● **Task brief**: Wherever a line holds the string "React", copy that line.

● **Data segment**:
>>>>
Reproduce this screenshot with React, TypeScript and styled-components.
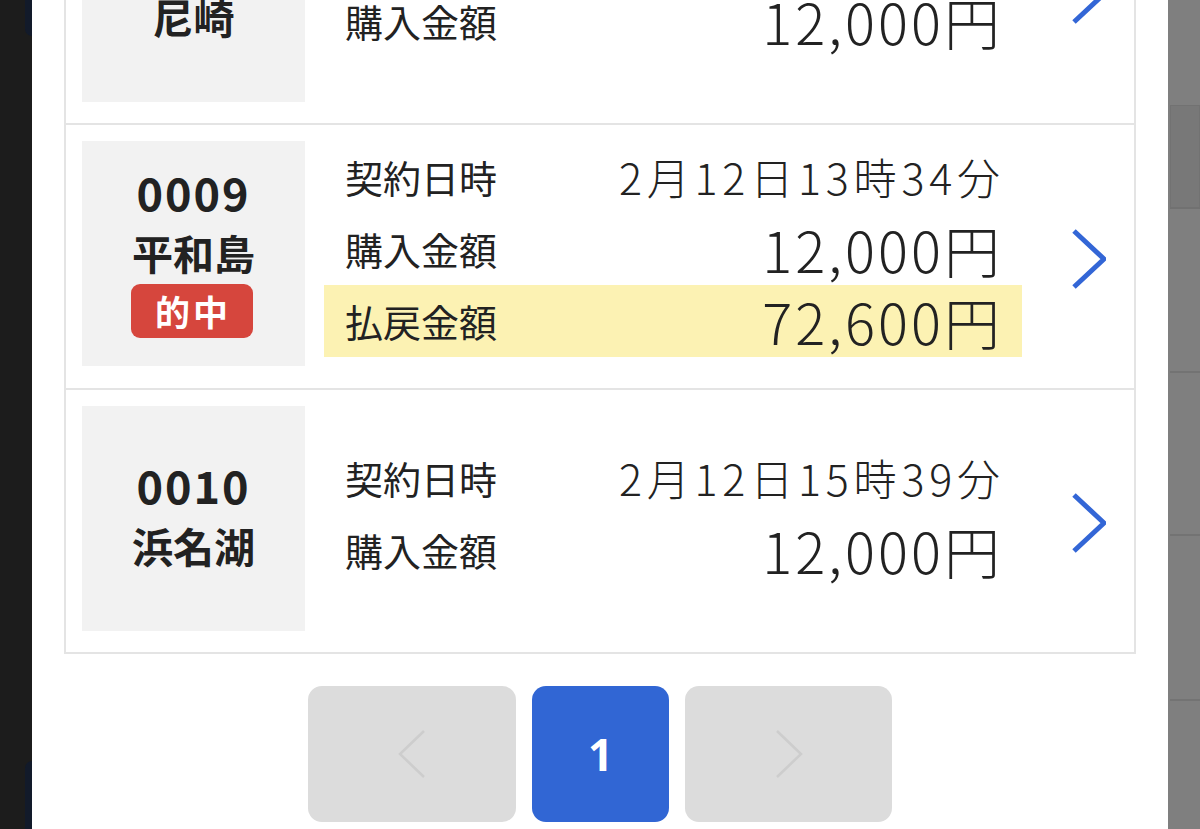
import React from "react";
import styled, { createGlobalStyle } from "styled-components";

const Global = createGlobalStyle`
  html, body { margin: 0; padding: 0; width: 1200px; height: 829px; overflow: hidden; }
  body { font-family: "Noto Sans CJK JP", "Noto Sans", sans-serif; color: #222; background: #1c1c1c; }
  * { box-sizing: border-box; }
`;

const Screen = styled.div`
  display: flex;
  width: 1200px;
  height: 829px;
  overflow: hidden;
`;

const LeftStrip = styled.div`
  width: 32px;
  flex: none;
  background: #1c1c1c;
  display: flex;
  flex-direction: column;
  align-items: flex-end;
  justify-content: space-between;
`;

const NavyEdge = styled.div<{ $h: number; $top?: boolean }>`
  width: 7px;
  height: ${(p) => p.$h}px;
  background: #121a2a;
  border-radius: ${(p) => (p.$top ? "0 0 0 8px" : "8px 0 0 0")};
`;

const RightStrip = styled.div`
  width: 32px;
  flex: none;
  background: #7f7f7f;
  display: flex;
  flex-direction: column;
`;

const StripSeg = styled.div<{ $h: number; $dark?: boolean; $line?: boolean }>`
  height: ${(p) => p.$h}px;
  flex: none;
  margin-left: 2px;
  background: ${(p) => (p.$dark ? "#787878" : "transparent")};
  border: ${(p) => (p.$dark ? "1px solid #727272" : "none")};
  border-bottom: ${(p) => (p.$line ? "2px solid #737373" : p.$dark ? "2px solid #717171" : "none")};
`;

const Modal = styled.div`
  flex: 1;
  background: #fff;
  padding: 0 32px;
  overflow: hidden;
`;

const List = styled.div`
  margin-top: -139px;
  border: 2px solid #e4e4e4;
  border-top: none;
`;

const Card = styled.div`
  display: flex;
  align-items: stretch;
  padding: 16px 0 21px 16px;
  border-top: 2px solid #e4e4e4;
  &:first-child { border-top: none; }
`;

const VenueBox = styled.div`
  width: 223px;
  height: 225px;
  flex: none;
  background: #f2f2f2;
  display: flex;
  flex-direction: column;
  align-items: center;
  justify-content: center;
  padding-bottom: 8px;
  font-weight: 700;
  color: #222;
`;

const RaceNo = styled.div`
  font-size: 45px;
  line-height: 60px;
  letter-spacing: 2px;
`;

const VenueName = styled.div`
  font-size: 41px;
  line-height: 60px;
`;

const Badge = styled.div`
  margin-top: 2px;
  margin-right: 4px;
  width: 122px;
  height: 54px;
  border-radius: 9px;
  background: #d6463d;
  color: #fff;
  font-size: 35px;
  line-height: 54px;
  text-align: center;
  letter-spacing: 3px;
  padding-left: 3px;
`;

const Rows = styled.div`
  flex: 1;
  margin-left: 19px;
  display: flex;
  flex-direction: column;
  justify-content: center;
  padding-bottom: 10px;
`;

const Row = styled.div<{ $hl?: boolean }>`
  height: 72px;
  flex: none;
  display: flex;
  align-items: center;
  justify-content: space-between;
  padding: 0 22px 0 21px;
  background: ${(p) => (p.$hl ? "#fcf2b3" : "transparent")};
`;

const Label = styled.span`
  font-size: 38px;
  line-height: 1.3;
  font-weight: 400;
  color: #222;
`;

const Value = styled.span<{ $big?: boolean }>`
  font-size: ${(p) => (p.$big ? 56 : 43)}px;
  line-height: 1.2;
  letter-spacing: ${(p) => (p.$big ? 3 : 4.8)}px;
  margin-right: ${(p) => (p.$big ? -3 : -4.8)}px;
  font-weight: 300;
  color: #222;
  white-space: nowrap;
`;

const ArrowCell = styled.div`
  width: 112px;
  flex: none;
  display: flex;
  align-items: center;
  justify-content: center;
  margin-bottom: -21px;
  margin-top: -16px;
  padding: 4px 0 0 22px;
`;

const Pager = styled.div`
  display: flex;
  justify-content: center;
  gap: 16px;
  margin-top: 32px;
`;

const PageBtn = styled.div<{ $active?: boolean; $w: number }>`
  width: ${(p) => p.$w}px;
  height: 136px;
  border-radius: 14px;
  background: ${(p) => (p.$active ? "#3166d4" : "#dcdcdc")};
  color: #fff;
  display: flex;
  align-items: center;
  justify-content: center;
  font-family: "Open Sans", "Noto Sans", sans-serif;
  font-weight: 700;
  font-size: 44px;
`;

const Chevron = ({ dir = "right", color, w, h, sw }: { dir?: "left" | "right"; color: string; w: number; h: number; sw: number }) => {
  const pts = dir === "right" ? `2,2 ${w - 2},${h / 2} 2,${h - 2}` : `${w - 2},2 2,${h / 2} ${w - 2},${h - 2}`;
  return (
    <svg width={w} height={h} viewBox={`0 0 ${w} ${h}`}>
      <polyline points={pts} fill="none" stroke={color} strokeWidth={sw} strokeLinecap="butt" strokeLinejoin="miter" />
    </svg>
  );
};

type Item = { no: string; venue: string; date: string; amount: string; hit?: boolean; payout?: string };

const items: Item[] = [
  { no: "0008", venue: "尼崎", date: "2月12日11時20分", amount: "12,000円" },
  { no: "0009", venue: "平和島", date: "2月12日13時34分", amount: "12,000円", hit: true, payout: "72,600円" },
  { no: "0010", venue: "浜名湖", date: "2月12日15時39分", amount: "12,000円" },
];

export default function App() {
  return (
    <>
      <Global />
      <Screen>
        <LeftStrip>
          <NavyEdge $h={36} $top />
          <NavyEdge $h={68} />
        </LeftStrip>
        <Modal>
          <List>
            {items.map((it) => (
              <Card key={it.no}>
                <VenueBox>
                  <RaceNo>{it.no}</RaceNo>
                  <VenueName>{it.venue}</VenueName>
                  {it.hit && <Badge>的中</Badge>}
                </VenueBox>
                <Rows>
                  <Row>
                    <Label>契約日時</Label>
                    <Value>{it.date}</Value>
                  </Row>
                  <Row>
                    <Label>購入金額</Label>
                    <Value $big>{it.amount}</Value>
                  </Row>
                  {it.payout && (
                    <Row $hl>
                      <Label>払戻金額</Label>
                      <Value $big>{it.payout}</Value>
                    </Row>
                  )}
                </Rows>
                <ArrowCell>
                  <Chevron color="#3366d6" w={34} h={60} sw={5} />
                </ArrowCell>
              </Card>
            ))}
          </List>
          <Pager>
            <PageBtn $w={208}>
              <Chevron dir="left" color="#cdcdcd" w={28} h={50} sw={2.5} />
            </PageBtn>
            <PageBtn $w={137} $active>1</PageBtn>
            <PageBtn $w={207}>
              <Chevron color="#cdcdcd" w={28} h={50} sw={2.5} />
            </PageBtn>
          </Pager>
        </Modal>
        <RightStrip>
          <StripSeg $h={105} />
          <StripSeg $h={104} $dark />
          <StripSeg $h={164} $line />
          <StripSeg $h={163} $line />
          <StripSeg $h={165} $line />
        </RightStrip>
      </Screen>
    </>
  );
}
<<<<
● **Response to this task**:
Reproduce this screenshot with React, TypeScript and styled-components.
import React from "react";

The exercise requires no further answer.